Buy Individual Chinese Stocks

For many investors, investing in individual China stocks offers them more choices and flexibility. However, it is also the riskiest approach to investing in China markets.

There are three different types of China stocks that foreigners can purchase, which includes China B-shares, Hong Kong red chips, China ADRs.

China B-shares are Chinese companies who list their shares on the Shanghai stock exchange and Shenzhen stock exchange but US dollar denominated. This is the riskies investment approach because of less developed securities regulations in China and potential irregularity and fraud in the market.

Hong Kong red chips refers to large Chinese companies that trade their stocks on the Hongkong stock exchange (also called H shares). These company are considered more stable financially and their stocks and trading are regulated by the more developed HK stock exchange.

China ADRs refers to stocks that are issued by Chinese companies but traded in major US stock exchanges such as NYSE or Nasdaq.

Some large Chinese companies (such as China Life Insurance, China Mobile, and Commercial and Industrial Bank of China etc.) usually have dual or triple listing of stocks. You need to be aware of how these Chinese companies stock market capitalization are calculated.

Buy Chinese Index Funds

Index funds are a low cost, efficient way of investing in China stock market. The popularity of ETFs has made investing in Chinese index funds a much easier task. ETF FXI is a great example of how you can invest in Chinese stocks easily and without huge risks of purchasing individual China stocks.

Buy China Focused Mutual Funds

There are actively managed mutual funds that focus its investment on China companies. These mutual funds usually have a higher expense ratio and may or may not be able to beat the general market.

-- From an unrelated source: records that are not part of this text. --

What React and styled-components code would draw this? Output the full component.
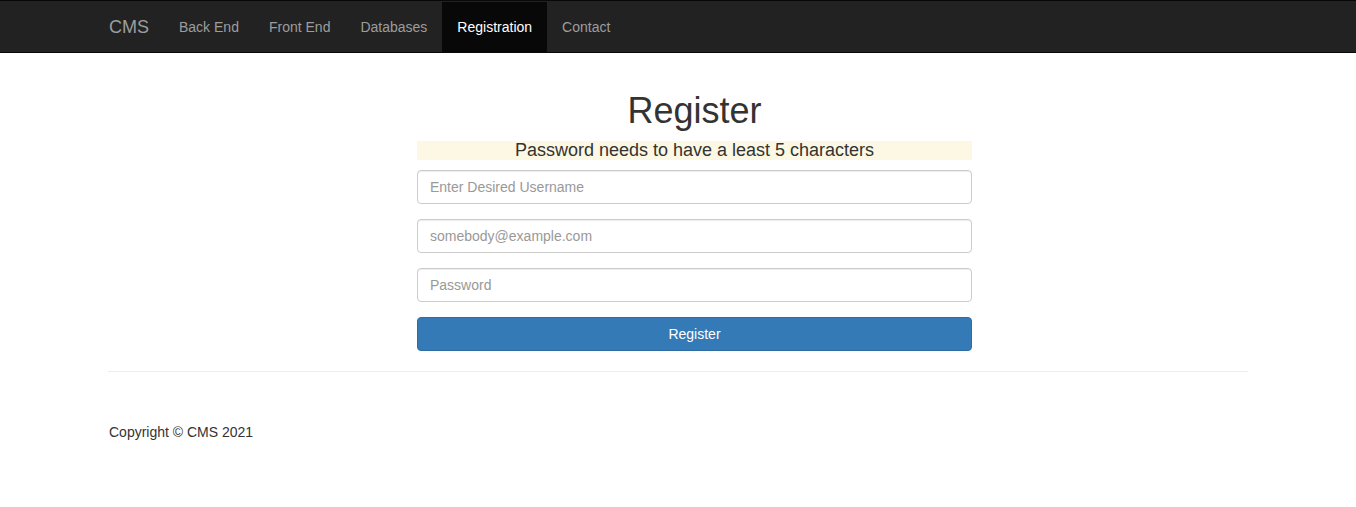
import React from 'react';
import styled, { createGlobalStyle } from 'styled-components';

const GlobalStyle = createGlobalStyle`
  * { box-sizing: border-box; }
  body {
    margin: 0;
    font-family: "Liberation Sans", Arial, Helvetica, sans-serif;
    font-size: 14px;
    line-height: 1.42857143;
    color: #333;
    background: #fff;
  }
`;

const Navbar = styled.nav`
  background-color: #222;
  border-top: 1px solid #080808;
  border-bottom: 1px solid #080808;
  height: 53px;
`;

const Container = styled.div`
  width: 1170px;
  margin: 0 auto;
  padding: 0 15px;
`;

const NavInner = styled(Container)`
  display: flex;
  height: 51px;
  padding-top: 1px;
  padding-left: 16px;
`;

const Brand = styled.a`
  margin-left: -15px;
  padding: 15px;
  font-size: 18px;
  line-height: 20px;
  color: #9d9d9d;
  text-decoration: none;
`;

const NavList = styled.ul`
  display: flex;
  list-style: none;
  margin: 0;
  padding: 0;
`;

const NavLink = styled.a`
  display: block;
  height: 50px;
  padding: 15px;
  line-height: 20px;
  color: ${(p) => (p.$active ? '#fff' : '#9d9d9d')};
  background-color: ${(p) => (p.$active ? '#080808' : 'transparent')};
  text-decoration: none;
`;

const Main = styled(Container)`
  padding-top: 18px;
`;

const FormColumn = styled.div`
  width: 555px;
  margin-left: 309px;
`;

const Title = styled.h1`
  margin: 20px 0 10px;
  font-size: 36px;
  font-weight: 500;
  line-height: 1.1;
  text-align: center;
  color: #333;
`;

const Warning = styled.h4`
  margin: 10px 0;
  font-size: 18px;
  font-weight: 500;
  line-height: 1.1;
  text-align: center;
  background-color: #fcf8e3;
  color: #333;
`;

const FormGroup = styled.div`
  margin-bottom: 15px;
`;

const Input = styled.input`
  display: block;
  width: 100%;
  height: 34px;
  padding: 6px 12px;
  font-family: inherit;
  font-size: 14px;
  line-height: 1.42857143;
  color: #555;
  background-color: #fff;
  border: 1px solid #ccc;
  border-radius: 4px;
  box-shadow: inset 0 1px 1px rgba(0, 0, 0, 0.075);
  outline: none;
  &::placeholder {
    color: #999;
  }
`;

const Button = styled.button`
  display: block;
  width: 100%;
  height: 34px;
  padding: 6px 12px;
  font-family: inherit;
  font-size: 14px;
  line-height: 1.42857143;
  color: #fff;
  background-color: #337ab7;
  border: 1px solid #2e6da4;
  border-radius: 4px;
  cursor: pointer;
`;

const Rule = styled.hr`
  margin: 20px 0 0;
  border: 0;
  border-top: 1px solid #eee;
`;

const Footer = styled.footer`
  margin: 50px 0;
  p {
    margin: 0 0 10px;
    padding-left: 1px;
  }
`;

const links = ['Back End', 'Front End', 'Databases', 'Registration', 'Contact'];

export default function App() {
  return (
    <>
      <GlobalStyle />
      <Navbar>
        <NavInner>
          <Brand href="#">CMS</Brand>
          <NavList>
            {links.map((l) => (
              <li key={l}>
                <NavLink href="#" $active={l === 'Registration'}>
                  {l}
                </NavLink>
              </li>
            ))}
          </NavList>
        </NavInner>
      </Navbar>
      <Main>
        <FormColumn>
          <Title>Register</Title>
          <Warning>Password needs to have a least 5 characters</Warning>
          <form onSubmit={(e) => e.preventDefault()}>
            <FormGroup>
              <Input type="text" placeholder="Enter Desired Username" />
            </FormGroup>
            <FormGroup>
              <Input type="email" placeholder="somebody@example.com" />
            </FormGroup>
            <FormGroup>
              <Input type="password" placeholder="Password" />
            </FormGroup>
            <Button type="submit">Register</Button>
          </form>
        </FormColumn>
        <Rule />
        <Footer>
          <p>Copyright © CMS 2021</p>
        </Footer>
      </Main>
    </>
  );
}
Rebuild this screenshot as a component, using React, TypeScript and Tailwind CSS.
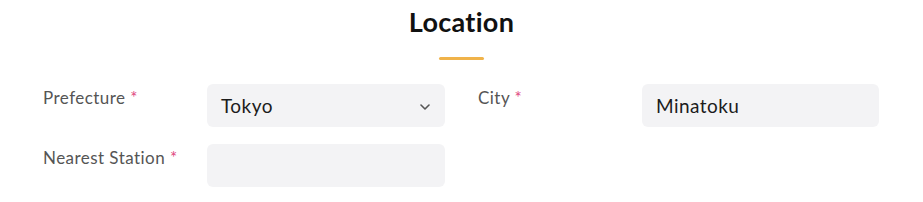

Examples of US mutual funds that invest in China and broader Asia include Matthews China fund (MCHFX), U.S. Global Investors China Regional Opportunity fund (USCOX), Conlons Investec Mainland China Fund (ICHNX), Investec China & Hong Kong (ICHKX), Liberty Newport Greater China A (NGCAX), Alliance Greater China '97 Advantage (GCHYX), Dreyfus Premier Greater China A (DPCAX), U.S. Global Investors China Regular Opportunity and Fidelity China Region (FHKCX) etc.